What you have to do
Produce a word-for-word copy of the listing below without its pictures.

Supplied data
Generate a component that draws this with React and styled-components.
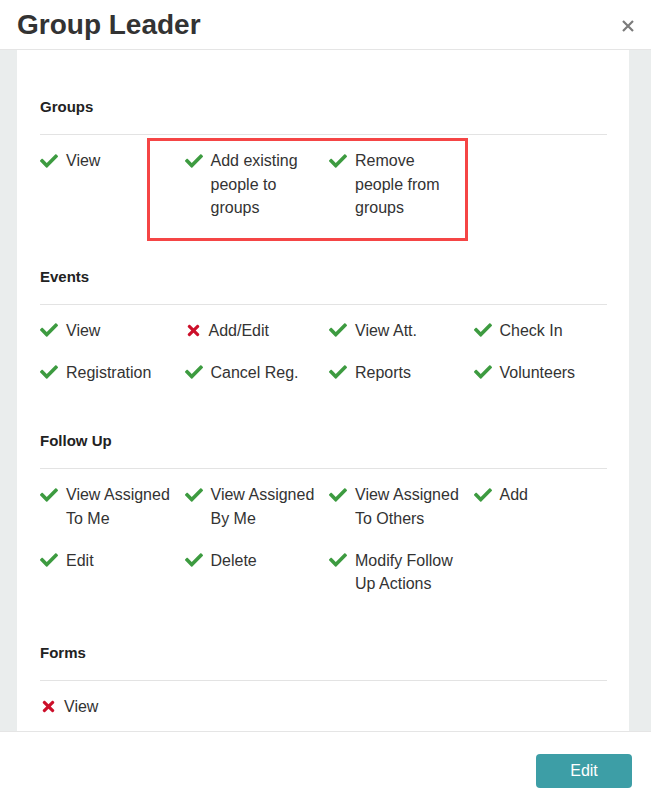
import React from 'react';
import styled, { createGlobalStyle } from 'styled-components';
import { FaCheck, FaTimes } from 'react-icons/fa';

const GlobalStyle = createGlobalStyle`
  html, body {
    margin: 0;
    padding: 0;
    background: #fff;
  }
  body {
    font-family: "Liberation Sans", Arial, sans-serif;
    color: #333;
  }
`;

const Modal = styled.div`
  display: flex;
  flex-direction: column;
  width: 651px;
  height: 802px;
  overflow: hidden;
`;

const Header = styled.header`
  display: flex;
  align-items: center;
  justify-content: space-between;
  height: 49px;
  padding: 0 17px;
  border-bottom: 1px solid #e5e5e5;
  flex-shrink: 0;
`;

const Title = styled.h1`
  margin: 0;
  font-size: 28px;
  font-weight: bold;
  color: #333;
  line-height: 1;
`;

const CloseButton = styled.button`
  display: flex;
  align-items: center;
  justify-content: center;
  width: 16px;
  height: 16px;
  padding: 0;
  margin-right: -2px;
  margin-top: 2px;
  border: none;
  background: none;
  cursor: pointer;
`;

const Body = styled.div`
  flex: 1;
  min-height: 0;
  display: flex;
  background: #eaeded;
  padding: 0 22px 0 17px;
  overflow: hidden;
`;

const Panel = styled.div`
  flex: 1;
  min-width: 0;
  background: #fff;
  padding: 47px 22px 0 23px;
`;

const Section = styled.section`
  margin-bottom: 47px;
`;

const SectionTitle = styled.h3`
  margin: 0;
  font-size: 15px;
  font-weight: bold;
  line-height: 20px;
  color: #222;
  padding-bottom: 17px;
  border-bottom: 1px solid #e3e3e3;
`;

const Grid = styled.div`
  position: relative;
  display: grid;
  grid-template-columns: repeat(4, 144.5px);
  row-gap: 18.5px;
  padding-top: 14px;
`;

const Item = styled.div`
  display: flex;
  align-items: flex-start;
  gap: 8px;
  padding-right: 10px;
  font-size: 16px;
  line-height: 23.5px;
  color: #333;
`;

const IconBox = styled.span`
  display: flex;
  align-items: center;
  flex-shrink: 0;
  width: ${(p) => (p.$allowed ? '18px' : '16px')};
  height: 23.5px;
  padding-left: ${(p) => (p.$allowed ? '0' : '1px')};
  box-sizing: border-box;
  color: ${(p) => (p.$allowed ? '#3d9b40' : '#cc0f2a')};
`;

const Highlight = styled.div`
  position: absolute;
  top: 3px;
  left: 107px;
  width: 321px;
  height: 103px;
  box-sizing: border-box;
  border: 3px solid #f54545;
  pointer-events: none;
`;

const Footer = styled.footer`
  display: flex;
  justify-content: flex-end;
  align-items: flex-start;
  height: 71px;
  padding: 22px 19px 0 0;
  box-sizing: border-box;
  border-top: 1px solid #e5e5e5;
  flex-shrink: 0;
`;

const EditButton = styled.button`
  width: 96px;
  height: 34px;
  border: none;
  border-radius: 4px;
  background: #3d9ea6;
  color: #fff;
  font-family: "Liberation Sans", Arial, sans-serif;
  font-size: 16px;
  cursor: pointer;
`;

const sections = [
  {
    title: 'Groups',
    highlight: true,
    items: [
      ['View', true],
      ['Add existing people to groups', true],
      ['Remove people from groups', true],
    ],
  },
  {
    title: 'Events',
    items: [
      ['View', true],
      ['Add/Edit', false],
      ['View Att.', true],
      ['Check In', true],
      ['Registration', true],
      ['Cancel Reg.', true],
      ['Reports', true],
      ['Volunteers', true],
    ],
  },
  {
    title: 'Follow Up',
    items: [
      ['View Assigned To Me', true],
      ['View Assigned By Me', true],
      ['View Assigned To Others', true],
      ['Add', true],
      ['Edit', true],
      ['Delete', true],
      ['Modify Follow Up Actions', true],
    ],
  },
  {
    title: 'Forms',
    items: [['View', false]],
  },
];

const Permission = ({ label, allowed }) => (
  <Item>
    <IconBox $allowed={allowed}>
      {allowed ? <FaCheck size={18} /> : <FaTimes size={17} />}
    </IconBox>
    <span>{label}</span>
  </Item>
);

const App = () => (
  <>
    <GlobalStyle />
    <Modal>
      <Header>
        <Title>Group Leader</Title>
        <CloseButton aria-label="Close">
          <svg width="12" height="12" viewBox="0 0 12 12">
            <path d="M1 1L11 11M11 1L1 11" stroke="#7b7b7b" strokeWidth="2.2" />
          </svg>
        </CloseButton>
      </Header>
      <Body>
        <Panel>
          {sections.map((s) => (
            <Section key={s.title}>
              <SectionTitle>{s.title}</SectionTitle>
              <Grid>
                {s.items.map(([label, allowed]) => (
                  <Permission key={label} label={label} allowed={allowed} />
                ))}
                {s.highlight && <Highlight />}
              </Grid>
            </Section>
          ))}
        </Panel>
      </Body>
      <Footer>
        <EditButton>Edit</EditButton>
      </Footer>
    </Modal>
  </>
);

export default App;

Written reply
Generate a component that draws this with React and styled-components.
import React from 'react';
import styled, { createGlobalStyle } from 'styled-components';
import { FaCheck, FaTimes } from 'react-icons/fa';

const GlobalStyle = createGlobalStyle`
  html, body {
    margin: 0;
    padding: 0;
    background: #fff;
  }
  body {
    font-family: "Liberation Sans", Arial, sans-serif;
    color: #333;
  }
`;

const Modal = styled.div`
  display: flex;
  flex-direction: column;
  width: 651px;
  height: 802px;
  overflow: hidden;
`;

const Header = styled.header`
  display: flex;
  align-items: center;
  justify-content: space-between;
  height: 49px;
  padding: 0 17px;
  border-bottom: 1px solid #e5e5e5;
  flex-shrink: 0;
`;

const Title = styled.h1`
  margin: 0;
  font-size: 28px;
  font-weight: bold;
  color: #333;
  line-height: 1;
`;

const CloseButton = styled.button`
  display: flex;
  align-items: center;
  justify-content: center;
  width: 16px;
  height: 16px;
  padding: 0;
  margin-right: -2px;
  margin-top: 2px;
  border: none;
  background: none;
  cursor: pointer;
`;

const Body = styled.div`
  flex: 1;
  min-height: 0;
  display: flex;
  background: #eaeded;
  padding: 0 22px 0 17px;
  overflow: hidden;
`;

const Panel = styled.div`
  flex: 1;
  min-width: 0;
  background: #fff;
  padding: 47px 22px 0 23px;
`;

const Section = styled.section`
  margin-bottom: 47px;
`;

const SectionTitle = styled.h3`
  margin: 0;
  font-size: 15px;
  font-weight: bold;
  line-height: 20px;
  color: #222;
  padding-bottom: 17px;
  border-bottom: 1px solid #e3e3e3;
`;

const Grid = styled.div`
  position: relative;
  display: grid;
  grid-template-columns: repeat(4, 144.5px);
  row-gap: 18.5px;
  padding-top: 14px;
`;

const Item = styled.div`
  display: flex;
  align-items: flex-start;
  gap: 8px;
  padding-right: 10px;
  font-size: 16px;
  line-height: 23.5px;
  color: #333;
`;

const IconBox = styled.span`
  display: flex;
  align-items: center;
  flex-shrink: 0;
  width: ${(p) => (p.$allowed ? '18px' : '16px')};
  height: 23.5px;
  padding-left: ${(p) => (p.$allowed ? '0' : '1px')};
  box-sizing: border-box;
  color: ${(p) => (p.$allowed ? '#3d9b40' : '#cc0f2a')};
`;

const Highlight = styled.div`
  position: absolute;
  top: 3px;
  left: 107px;
  width: 321px;
  height: 103px;
  box-sizing: border-box;
  border: 3px solid #f54545;
  pointer-events: none;
`;

const Footer = styled.footer`
  display: flex;
  justify-content: flex-end;
  align-items: flex-start;
  height: 71px;
  padding: 22px 19px 0 0;
  box-sizing: border-box;
  border-top: 1px solid #e5e5e5;
  flex-shrink: 0;
`;

const EditButton = styled.button`
  width: 96px;
  height: 34px;
  border: none;
  border-radius: 4px;
  background: #3d9ea6;
  color: #fff;
  font-family: "Liberation Sans", Arial, sans-serif;
  font-size: 16px;
  cursor: pointer;
`;

const sections = [
  {
    title: 'Groups',
    highlight: true,
    items: [
      ['View', true],
      ['Add existing people to groups', true],
      ['Remove people from groups', true],
    ],
  },
  {
    title: 'Events',
    items: [
      ['View', true],
      ['Add/Edit', false],
      ['View Att.', true],
      ['Check In', true],
      ['Registration', true],
      ['Cancel Reg.', true],
      ['Reports', true],
      ['Volunteers', true],
    ],
  },
  {
    title: 'Follow Up',
    items: [
      ['View Assigned To Me', true],
      ['View Assigned By Me', true],
      ['View Assigned To Others', true],
      ['Add', true],
      ['Edit', true],
      ['Delete', true],
      ['Modify Follow Up Actions', true],
    ],
  },
  {
    title: 'Forms',
    items: [['View', false]],
  },
];

const Permission = ({ label, allowed }) => (
  <Item>
    <IconBox $allowed={allowed}>
      {allowed ? <FaCheck size={18} /> : <FaTimes size={17} />}
    </IconBox>
    <span>{label}</span>
  </Item>
);

const App = () => (
  <>
    <GlobalStyle />
    <Modal>
      <Header>
        <Title>Group Leader</Title>
        <CloseButton aria-label="Close">
          <svg width="12" height="12" viewBox="0 0 12 12">
            <path d="M1 1L11 11M11 1L1 11" stroke="#7b7b7b" strokeWidth="2.2" />
          </svg>
        </CloseButton>
      </Header>
      <Body>
        <Panel>
          {sections.map((s) => (
            <Section key={s.title}>
              <SectionTitle>{s.title}</SectionTitle>
              <Grid>
                {s.items.map(([label, allowed]) => (
                  <Permission key={label} label={label} allowed={allowed} />
                ))}
                {s.highlight && <Highlight />}
              </Grid>
            </Section>
          ))}
        </Panel>
      </Body>
      <Footer>
        <EditButton>Edit</EditButton>
      </Footer>
    </Modal>
  </>
);

export default App;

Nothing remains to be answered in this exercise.